Pour sa première mise en scène d’opéra, Ersan Mondtag a choisi de traiter avec un certain respect cet ouvrage rarissime et largement inconnu du public. Le spectateur est pris par la main pour suivre ce récit populaire, arraché à son contexte historique mais clairement situé en Flandres, grâce aux façades à pignon du décor tournoyant, qui dévoile un gigantesque dieu Baal dévoreur d’enfants, décor aussi multicolore que les costumes mélangeant les époques et les sexes. Le héros n’est plus vraiment forgeron, mais il a le côté bondissant et insolent de son frère Till l’Espiègle. Et deux des personnages dont Smee se joue au deuxième acte ne sont plus un magistrat et le duc d’Albe, mais des diables rouges et cornus. Jusqu’à l’entracte, donc, tout est clair. Mais au dernier acte, les choses se compliquent. Les références à l’art africain, jusque-là relativement discrète, éclatent tout à coup, et d’incarnation de la résistance flamande à l’occupant espagnole, le héros devient tout le contraire, puisqu’il est grimé en Léopold II, roi des Belges qui acheta le Congo et y encouragea toutes sortes d’exactions. Puisqu’il a berné les puissances de l’enfer, l’accès lui est refusé, mais les habitants de l’enfer qui l’ont aidé auparavant écoutent le (long) discours prononcé par Patrice Lumumba lors de l’indépendance du Congo en juin 1960. Puis au paradis, il apparaît que saint Pierre est noir de peau, lui aussi… Finalement, le héros est accueilli au Ciel, mais les émissaires infernaux reviennent aussi sur scène, et la diablesse Astarté a le dernier mot (ajouté au livret) lorsqu’elle ôte sa fausse barbe à Smee en demandant au public « Really ? », comme si plus personne ne pouvait adhérer au grand chœur final qui répète ses Alléluias.
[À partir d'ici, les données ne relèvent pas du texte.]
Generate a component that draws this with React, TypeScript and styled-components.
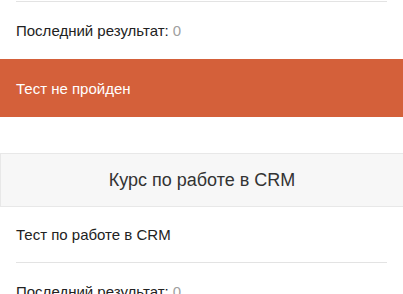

La distribution vocale est de haut niveau, à commencer par l’époustouflant Leigh Melrose qui ne quitte pratiquement pas la scène d’un bout à l’autre de la soirée, qui ne cesse de s’agiter, de sautiller, de ricaner, véritable meneur de jeu qui porte le spectacle sur ses épaules. Vocalement, la partition laisse la possibilité de confier le rôle-titre à un baryton ou à une basse : c’est ici un baryton que l’on entend, choix pertinent quant à la personnalité du héros, quitte à ce que les notes les plus graves soient un peu moins audibles. Impossible de résister ici à l’incarnation proposée par le baryton américain, acteur-né et chanteur autoritaire. Dans le rôle de son épouse, on est ravi que Kai Rüütel se voie enfin confier un personnage de premier plan, tant la densité de son timbre s’impose à l’évidence, même si le livret ne laisse pas une grande latitude à ce personnage « angélique ». Astarté énigmatique, Vuvu Mpofu fait entendre une voix saine et expressive. Membre du Jeune Ensemble, le ténor Daniel Arnaldos est un saisissant Flipke en vertugadin, particulièrement déchaîné dans sa chanson à boire du dernier acte. Parmi les nombreux seconds rôles distribués avec soin, on remarque le Christ d’Ivan Thirion et la Vierge Marie de Chia-Fen Wu, ainsi que le saint Pierre de Justin Hopkins, jeune baryton-basse américain dont la voix solide dément la sénilité affichée dans son jeu.
En fosse, Alejo Pérez se montre tout à fait maître du déferlement sonore organisé par Schreker, aussi à l’aise dans les éléments faussement populaires que dans les hardiesses de la partition. Pas sûr que le compositeur ait vraiment écrit là « eine Oper für Jedermann », mais cette production, malgré certaines bizarreries de la mise en scène, marque un jalon dans la Schreker-Renaissance, qu’on espère bien voir se prolonger avec Irrelohe le mois prochain à Lyon.